- Work instructions -
Copy out every line that contains the word "index".

- Rows -
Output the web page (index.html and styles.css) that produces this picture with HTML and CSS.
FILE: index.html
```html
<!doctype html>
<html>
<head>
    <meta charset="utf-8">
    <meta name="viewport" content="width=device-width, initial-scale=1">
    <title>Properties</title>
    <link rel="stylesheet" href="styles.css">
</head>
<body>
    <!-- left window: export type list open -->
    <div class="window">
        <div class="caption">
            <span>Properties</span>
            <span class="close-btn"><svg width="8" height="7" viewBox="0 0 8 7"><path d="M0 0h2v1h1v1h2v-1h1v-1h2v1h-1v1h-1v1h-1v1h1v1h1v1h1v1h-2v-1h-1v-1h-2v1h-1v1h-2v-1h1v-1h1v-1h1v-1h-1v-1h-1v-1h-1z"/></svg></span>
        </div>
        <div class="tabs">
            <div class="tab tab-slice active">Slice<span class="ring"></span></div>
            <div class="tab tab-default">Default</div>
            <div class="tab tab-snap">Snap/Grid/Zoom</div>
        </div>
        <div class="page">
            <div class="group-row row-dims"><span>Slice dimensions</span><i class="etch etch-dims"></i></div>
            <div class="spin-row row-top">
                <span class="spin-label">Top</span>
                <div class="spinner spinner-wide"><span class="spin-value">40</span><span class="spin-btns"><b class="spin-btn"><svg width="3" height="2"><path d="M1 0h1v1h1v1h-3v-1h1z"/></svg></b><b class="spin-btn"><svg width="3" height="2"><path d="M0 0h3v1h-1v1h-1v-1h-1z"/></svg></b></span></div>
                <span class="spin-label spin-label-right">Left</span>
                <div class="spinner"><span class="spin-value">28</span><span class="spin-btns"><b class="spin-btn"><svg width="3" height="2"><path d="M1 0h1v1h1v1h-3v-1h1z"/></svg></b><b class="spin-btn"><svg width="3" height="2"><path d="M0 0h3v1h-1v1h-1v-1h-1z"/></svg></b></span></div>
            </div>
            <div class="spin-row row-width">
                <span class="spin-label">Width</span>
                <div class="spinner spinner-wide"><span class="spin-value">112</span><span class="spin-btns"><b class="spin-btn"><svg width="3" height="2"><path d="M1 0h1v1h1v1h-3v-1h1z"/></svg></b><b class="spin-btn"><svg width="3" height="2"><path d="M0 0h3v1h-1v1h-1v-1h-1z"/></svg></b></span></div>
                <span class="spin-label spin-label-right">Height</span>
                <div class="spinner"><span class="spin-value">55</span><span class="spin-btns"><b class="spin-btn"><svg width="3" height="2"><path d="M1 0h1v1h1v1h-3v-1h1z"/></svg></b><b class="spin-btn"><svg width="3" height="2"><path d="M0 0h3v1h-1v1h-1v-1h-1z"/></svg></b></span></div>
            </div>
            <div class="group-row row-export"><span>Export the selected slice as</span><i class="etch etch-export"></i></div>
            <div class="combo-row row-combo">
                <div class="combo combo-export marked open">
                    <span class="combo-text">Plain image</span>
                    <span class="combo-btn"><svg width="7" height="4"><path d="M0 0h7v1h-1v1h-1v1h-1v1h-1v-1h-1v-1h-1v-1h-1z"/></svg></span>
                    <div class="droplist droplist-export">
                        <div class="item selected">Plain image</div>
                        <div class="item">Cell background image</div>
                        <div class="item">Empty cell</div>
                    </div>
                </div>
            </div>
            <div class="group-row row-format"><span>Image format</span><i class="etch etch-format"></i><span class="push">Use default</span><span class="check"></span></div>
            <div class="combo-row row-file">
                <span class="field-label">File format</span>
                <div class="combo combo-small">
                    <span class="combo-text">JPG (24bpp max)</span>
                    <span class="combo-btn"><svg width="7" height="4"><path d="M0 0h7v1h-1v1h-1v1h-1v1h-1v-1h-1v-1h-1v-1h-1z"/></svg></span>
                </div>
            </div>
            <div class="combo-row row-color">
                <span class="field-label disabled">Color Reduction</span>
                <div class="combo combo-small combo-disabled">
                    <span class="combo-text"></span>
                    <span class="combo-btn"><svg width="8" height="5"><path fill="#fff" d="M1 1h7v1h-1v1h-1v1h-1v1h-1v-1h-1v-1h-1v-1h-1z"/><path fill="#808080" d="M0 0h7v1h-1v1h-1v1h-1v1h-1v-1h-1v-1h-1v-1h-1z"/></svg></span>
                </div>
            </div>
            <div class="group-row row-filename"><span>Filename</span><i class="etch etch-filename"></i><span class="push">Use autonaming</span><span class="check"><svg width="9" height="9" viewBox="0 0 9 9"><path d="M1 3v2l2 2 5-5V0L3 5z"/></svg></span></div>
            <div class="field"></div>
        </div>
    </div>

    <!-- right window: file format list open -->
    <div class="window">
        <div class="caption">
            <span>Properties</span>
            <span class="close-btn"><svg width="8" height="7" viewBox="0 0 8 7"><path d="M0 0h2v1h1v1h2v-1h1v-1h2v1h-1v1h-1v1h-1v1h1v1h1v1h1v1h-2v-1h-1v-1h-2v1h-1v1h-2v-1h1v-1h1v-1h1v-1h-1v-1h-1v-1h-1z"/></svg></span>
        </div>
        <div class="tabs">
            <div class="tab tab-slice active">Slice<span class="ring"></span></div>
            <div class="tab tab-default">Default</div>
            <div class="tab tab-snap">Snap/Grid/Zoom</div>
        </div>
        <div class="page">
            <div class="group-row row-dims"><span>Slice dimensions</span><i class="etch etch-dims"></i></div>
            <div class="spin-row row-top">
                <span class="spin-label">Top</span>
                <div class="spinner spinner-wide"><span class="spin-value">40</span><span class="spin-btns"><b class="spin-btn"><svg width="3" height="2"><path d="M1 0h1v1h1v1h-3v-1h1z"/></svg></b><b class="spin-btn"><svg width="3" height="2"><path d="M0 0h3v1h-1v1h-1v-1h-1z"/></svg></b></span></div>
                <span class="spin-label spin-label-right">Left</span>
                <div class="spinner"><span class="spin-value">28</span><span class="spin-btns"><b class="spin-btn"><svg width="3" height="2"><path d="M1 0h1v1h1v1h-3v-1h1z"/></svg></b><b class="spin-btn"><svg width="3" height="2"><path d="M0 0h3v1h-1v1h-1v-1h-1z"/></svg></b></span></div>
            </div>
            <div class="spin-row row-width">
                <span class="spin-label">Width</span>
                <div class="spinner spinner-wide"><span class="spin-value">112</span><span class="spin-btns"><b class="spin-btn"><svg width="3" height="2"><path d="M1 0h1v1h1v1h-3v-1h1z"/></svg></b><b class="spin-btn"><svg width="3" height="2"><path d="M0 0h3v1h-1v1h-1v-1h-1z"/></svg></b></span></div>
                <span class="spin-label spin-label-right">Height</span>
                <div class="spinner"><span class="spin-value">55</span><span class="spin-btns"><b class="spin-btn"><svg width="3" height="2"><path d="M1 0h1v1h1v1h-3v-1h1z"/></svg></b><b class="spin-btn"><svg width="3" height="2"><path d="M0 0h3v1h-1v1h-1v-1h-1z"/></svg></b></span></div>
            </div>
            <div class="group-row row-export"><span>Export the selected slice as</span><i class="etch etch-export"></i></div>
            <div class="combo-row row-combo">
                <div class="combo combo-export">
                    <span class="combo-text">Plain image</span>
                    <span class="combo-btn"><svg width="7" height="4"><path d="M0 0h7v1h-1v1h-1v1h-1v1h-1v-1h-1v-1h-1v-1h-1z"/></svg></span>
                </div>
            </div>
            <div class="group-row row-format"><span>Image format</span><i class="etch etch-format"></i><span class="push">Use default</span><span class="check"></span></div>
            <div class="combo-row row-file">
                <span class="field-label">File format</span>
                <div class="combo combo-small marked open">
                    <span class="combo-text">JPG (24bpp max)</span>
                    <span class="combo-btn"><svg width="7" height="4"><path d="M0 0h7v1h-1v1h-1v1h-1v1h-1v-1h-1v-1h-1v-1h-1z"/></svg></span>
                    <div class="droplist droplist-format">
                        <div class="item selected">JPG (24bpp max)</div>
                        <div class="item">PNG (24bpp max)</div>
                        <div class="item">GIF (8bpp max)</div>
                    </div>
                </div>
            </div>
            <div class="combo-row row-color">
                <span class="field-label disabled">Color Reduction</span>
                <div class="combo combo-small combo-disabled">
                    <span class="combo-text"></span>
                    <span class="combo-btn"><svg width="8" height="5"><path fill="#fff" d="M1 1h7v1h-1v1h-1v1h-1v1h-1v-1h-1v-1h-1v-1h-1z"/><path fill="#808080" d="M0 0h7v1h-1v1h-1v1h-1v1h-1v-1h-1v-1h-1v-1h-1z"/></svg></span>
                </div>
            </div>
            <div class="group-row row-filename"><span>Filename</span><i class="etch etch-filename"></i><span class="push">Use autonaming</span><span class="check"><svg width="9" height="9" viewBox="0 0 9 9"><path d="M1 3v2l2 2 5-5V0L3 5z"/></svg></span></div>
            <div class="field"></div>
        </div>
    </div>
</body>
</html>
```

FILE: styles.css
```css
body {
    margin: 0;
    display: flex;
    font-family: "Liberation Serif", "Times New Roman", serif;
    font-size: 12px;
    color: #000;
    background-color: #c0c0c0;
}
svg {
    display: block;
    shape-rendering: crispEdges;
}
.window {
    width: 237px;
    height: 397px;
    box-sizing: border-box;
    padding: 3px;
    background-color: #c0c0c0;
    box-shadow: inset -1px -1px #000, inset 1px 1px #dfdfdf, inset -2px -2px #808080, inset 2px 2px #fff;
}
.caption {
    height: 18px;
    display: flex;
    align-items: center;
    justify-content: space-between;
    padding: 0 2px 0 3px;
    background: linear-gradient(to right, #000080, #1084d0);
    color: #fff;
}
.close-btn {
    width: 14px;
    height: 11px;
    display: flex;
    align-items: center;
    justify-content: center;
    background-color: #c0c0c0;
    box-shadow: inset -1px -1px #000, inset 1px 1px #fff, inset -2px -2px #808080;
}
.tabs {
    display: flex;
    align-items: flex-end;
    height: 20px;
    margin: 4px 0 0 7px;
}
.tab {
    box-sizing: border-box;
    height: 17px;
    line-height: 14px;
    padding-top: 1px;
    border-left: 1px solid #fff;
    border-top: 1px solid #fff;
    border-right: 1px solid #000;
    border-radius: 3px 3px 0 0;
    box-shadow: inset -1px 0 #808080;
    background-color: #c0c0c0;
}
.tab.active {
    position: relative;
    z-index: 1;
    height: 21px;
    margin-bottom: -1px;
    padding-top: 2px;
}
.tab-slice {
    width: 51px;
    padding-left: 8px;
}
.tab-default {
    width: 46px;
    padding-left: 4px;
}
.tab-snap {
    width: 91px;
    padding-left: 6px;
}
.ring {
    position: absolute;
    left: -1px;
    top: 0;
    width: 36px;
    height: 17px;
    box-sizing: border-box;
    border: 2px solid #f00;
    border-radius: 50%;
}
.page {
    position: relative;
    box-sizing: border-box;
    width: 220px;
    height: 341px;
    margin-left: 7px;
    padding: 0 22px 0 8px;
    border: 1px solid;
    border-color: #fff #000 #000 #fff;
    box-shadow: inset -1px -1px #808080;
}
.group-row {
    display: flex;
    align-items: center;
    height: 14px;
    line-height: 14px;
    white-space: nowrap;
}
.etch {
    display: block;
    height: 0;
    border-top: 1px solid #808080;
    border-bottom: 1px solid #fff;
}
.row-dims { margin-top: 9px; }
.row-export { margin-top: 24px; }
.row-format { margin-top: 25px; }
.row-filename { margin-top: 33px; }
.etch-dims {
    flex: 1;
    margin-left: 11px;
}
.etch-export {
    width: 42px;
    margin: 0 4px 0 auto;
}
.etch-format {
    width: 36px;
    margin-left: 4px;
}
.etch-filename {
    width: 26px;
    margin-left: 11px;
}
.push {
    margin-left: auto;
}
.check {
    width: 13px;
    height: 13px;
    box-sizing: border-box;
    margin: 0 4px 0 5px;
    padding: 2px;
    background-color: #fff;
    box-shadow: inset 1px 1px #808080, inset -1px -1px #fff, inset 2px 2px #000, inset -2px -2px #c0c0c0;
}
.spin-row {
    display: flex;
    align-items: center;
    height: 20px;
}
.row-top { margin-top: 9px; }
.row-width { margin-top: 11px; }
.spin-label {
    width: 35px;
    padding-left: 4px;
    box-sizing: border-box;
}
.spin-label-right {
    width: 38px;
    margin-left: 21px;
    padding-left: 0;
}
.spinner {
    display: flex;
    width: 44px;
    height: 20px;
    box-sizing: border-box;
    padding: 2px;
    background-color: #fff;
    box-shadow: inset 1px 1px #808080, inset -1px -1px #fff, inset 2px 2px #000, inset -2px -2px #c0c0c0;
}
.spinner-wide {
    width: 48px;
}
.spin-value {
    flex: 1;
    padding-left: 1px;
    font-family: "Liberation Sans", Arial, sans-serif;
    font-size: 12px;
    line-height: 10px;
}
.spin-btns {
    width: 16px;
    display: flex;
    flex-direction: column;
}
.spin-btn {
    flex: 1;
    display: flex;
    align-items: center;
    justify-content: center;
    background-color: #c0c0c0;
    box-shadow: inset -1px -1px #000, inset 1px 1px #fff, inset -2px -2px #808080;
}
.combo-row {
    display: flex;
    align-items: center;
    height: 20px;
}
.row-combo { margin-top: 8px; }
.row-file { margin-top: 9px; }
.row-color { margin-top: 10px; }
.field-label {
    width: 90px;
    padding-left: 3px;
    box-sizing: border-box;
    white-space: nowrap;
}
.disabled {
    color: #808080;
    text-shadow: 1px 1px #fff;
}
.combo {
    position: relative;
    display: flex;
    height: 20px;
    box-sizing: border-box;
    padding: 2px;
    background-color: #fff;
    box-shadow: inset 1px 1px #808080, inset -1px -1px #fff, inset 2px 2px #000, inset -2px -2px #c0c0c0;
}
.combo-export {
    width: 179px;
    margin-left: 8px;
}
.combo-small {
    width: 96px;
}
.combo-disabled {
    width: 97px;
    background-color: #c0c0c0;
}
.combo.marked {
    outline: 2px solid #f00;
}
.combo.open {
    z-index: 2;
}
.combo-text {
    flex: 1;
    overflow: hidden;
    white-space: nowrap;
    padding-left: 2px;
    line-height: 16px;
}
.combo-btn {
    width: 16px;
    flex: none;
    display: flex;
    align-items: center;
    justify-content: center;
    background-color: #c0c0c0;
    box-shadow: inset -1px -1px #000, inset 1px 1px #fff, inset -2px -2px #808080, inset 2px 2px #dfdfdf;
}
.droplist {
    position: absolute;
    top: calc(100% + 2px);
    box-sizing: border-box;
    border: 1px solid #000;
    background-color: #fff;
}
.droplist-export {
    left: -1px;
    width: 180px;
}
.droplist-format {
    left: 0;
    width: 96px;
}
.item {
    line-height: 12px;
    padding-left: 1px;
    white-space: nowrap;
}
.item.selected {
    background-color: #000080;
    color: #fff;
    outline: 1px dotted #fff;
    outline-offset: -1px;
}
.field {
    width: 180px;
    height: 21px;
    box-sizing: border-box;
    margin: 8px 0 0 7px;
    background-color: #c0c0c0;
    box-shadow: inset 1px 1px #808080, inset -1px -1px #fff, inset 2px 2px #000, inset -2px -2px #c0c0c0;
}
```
---
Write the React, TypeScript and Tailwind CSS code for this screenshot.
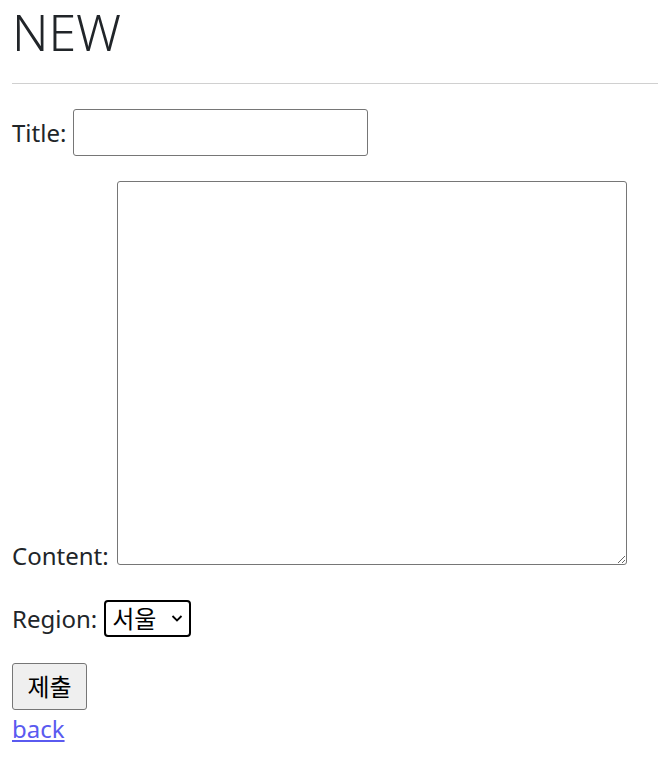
---
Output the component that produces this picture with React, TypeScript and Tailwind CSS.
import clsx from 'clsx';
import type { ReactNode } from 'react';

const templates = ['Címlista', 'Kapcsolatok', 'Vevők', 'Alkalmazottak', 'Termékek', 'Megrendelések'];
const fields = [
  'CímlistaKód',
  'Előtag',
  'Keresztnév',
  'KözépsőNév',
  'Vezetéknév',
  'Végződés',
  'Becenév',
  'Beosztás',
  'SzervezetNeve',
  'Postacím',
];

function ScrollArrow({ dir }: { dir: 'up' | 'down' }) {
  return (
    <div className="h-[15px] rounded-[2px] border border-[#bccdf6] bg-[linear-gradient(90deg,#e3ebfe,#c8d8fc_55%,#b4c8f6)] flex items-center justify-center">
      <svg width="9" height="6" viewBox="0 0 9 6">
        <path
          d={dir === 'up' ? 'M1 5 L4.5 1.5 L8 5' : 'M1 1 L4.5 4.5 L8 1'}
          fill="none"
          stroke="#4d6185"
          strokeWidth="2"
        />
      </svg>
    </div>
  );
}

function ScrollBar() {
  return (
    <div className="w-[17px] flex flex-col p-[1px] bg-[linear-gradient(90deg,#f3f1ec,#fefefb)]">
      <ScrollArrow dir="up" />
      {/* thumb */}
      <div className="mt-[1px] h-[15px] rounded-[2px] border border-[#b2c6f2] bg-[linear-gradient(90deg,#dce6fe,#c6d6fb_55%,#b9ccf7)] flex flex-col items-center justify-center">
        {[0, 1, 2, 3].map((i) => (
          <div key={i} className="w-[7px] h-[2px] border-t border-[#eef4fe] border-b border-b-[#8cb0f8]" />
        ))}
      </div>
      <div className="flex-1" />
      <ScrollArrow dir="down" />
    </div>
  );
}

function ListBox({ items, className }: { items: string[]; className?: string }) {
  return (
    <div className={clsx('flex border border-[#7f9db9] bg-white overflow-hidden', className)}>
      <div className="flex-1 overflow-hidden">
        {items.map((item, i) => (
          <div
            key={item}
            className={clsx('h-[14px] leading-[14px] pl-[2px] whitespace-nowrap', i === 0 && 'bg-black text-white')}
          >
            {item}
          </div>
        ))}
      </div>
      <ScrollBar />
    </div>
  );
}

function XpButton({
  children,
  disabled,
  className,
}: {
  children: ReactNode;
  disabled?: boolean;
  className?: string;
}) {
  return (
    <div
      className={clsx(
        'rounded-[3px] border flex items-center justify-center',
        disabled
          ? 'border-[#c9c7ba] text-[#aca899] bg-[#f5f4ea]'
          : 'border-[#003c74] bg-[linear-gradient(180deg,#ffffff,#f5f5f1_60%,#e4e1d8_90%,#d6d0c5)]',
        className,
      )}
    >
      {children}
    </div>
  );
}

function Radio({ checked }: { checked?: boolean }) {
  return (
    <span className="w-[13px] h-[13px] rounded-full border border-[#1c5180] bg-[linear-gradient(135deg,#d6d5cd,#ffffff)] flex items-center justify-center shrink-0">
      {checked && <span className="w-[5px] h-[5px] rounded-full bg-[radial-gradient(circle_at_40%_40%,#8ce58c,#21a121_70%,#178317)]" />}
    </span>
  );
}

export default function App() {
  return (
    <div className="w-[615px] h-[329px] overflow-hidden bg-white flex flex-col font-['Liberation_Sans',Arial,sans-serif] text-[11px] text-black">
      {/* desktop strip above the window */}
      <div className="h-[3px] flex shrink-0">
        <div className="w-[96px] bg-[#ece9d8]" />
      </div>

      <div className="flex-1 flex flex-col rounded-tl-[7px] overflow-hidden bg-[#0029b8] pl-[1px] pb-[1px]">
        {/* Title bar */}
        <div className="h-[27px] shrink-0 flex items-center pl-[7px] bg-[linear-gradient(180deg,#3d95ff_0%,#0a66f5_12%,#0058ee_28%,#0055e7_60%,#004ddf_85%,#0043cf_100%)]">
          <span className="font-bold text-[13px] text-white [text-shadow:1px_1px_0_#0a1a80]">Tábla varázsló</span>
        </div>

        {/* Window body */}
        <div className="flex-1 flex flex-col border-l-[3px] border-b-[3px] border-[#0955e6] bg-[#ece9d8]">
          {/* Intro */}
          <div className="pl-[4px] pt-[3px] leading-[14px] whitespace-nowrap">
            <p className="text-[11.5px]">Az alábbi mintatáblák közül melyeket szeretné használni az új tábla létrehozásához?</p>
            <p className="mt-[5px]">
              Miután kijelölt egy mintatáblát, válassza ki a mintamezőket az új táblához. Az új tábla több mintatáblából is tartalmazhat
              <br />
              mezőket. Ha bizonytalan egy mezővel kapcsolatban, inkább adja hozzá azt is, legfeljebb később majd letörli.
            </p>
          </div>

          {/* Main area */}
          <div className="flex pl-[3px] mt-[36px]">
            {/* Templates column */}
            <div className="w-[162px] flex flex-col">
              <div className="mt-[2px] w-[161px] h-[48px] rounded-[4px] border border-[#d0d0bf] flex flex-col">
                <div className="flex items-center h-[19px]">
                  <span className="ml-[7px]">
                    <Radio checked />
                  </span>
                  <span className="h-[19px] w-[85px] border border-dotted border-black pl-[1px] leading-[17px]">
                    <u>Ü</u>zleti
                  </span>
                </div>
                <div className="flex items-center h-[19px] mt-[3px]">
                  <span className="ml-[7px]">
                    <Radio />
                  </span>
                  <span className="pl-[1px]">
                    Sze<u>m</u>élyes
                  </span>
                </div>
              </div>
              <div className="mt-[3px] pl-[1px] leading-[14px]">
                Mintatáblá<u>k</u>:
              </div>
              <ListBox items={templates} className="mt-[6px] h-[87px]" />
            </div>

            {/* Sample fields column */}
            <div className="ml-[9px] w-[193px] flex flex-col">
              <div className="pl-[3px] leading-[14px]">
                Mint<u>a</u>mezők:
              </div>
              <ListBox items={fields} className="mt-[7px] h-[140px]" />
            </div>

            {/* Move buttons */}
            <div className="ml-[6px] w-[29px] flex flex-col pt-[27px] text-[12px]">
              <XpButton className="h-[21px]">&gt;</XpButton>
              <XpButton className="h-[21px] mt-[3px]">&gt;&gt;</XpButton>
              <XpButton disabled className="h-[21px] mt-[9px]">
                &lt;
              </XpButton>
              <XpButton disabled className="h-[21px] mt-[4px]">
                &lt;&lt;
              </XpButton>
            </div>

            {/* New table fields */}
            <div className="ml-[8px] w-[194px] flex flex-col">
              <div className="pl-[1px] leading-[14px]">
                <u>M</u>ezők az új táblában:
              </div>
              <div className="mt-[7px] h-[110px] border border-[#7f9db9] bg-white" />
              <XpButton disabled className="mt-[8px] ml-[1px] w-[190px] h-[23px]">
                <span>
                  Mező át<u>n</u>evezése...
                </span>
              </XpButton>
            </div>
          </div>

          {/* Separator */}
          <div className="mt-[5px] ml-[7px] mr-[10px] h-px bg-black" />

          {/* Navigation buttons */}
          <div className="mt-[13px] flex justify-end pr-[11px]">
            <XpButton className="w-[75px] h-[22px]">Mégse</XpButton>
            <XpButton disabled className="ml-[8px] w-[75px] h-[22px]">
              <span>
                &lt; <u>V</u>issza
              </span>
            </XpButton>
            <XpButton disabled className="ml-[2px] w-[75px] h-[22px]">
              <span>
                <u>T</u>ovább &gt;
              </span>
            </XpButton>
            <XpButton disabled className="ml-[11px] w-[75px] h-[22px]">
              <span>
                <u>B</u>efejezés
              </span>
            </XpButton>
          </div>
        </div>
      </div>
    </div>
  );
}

- Result for this exercise -
Output the web page (index.html and styles.css) that produces this picture with HTML and CSS.
FILE: index.html
    z-index: 1;
    z-index: 2;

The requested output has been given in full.